Wednesday, June 21, 2006

Bang, Bang - you're dead.

And just when you're starting to really get into this World Cup and, you know, generally starting to feel a bit summery. Not long til Henman Mount/Murray Mount/Rusedski Ridge is demolished by Federer and the druids and freaks have already been to Stonehenge. So what could tinge our collective joie da vivre?
How's about nuclear weapons? Big f*ck-off scary Cold War relic muscle-flexing Trident replacement?
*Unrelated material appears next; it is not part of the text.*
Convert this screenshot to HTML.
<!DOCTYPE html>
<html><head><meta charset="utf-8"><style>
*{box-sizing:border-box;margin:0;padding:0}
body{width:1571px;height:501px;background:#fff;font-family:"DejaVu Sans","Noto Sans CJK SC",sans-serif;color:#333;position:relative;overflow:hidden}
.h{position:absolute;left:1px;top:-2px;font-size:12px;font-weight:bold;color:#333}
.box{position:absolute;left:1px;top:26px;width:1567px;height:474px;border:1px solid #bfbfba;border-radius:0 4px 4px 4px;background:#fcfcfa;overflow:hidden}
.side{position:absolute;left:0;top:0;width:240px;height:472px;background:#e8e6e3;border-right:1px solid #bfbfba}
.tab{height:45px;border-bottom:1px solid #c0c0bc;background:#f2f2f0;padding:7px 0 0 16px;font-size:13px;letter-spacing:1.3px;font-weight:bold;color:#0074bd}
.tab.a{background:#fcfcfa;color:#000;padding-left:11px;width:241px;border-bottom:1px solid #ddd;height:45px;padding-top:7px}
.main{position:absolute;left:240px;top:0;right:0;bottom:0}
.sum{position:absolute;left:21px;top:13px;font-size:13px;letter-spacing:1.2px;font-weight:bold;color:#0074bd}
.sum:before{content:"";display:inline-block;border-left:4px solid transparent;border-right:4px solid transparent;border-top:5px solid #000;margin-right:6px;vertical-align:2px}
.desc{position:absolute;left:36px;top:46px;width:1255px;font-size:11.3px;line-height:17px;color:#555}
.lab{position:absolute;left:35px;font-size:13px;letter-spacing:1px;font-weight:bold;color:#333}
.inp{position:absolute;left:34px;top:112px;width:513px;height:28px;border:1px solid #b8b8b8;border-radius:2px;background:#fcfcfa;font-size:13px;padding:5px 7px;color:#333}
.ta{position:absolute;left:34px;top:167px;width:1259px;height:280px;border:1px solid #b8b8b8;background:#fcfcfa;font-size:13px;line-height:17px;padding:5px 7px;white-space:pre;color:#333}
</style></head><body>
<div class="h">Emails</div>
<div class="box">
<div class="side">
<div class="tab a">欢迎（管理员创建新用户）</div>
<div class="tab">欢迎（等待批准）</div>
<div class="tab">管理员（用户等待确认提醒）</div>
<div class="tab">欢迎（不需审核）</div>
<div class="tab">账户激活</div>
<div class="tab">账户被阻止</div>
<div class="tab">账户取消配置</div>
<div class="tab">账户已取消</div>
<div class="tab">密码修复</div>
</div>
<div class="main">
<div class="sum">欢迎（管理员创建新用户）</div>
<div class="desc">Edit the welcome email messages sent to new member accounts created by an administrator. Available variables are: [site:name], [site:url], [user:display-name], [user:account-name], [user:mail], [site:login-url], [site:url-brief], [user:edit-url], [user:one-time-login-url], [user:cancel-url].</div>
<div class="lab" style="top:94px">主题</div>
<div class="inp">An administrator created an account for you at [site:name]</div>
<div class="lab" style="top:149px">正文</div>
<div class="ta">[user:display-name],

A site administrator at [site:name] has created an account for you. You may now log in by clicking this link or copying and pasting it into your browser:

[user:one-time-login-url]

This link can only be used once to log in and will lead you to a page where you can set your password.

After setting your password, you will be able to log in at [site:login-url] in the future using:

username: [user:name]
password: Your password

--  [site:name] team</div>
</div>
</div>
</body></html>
Hey, and this stuff has a RRP of only £20 billion (and that's not even taking the 2-4-1 Happy Hour promotion into account).
The World Cup's motto is "A Time To Make New Friends" - perhaps the unpublished post-script was: "and invite them round to look at the WMD we have to blow the sh*t out of them and their mates (which expires in 14 years so we'd better replace it, but don't worry it's only a deterrent -*wink* *wink*.)"*
Nothing quite like the prospective, Labour PM displaying his Labourite credentials. And this was nothing like it.
Slightly disillusioned.

















*Whether they're new friends or old friends matters little.

Update: I forgot to mention that our nuclear deterrent will be independent, which will make us all sleep easier when we are independently bombing someone at the behest of our American brothers.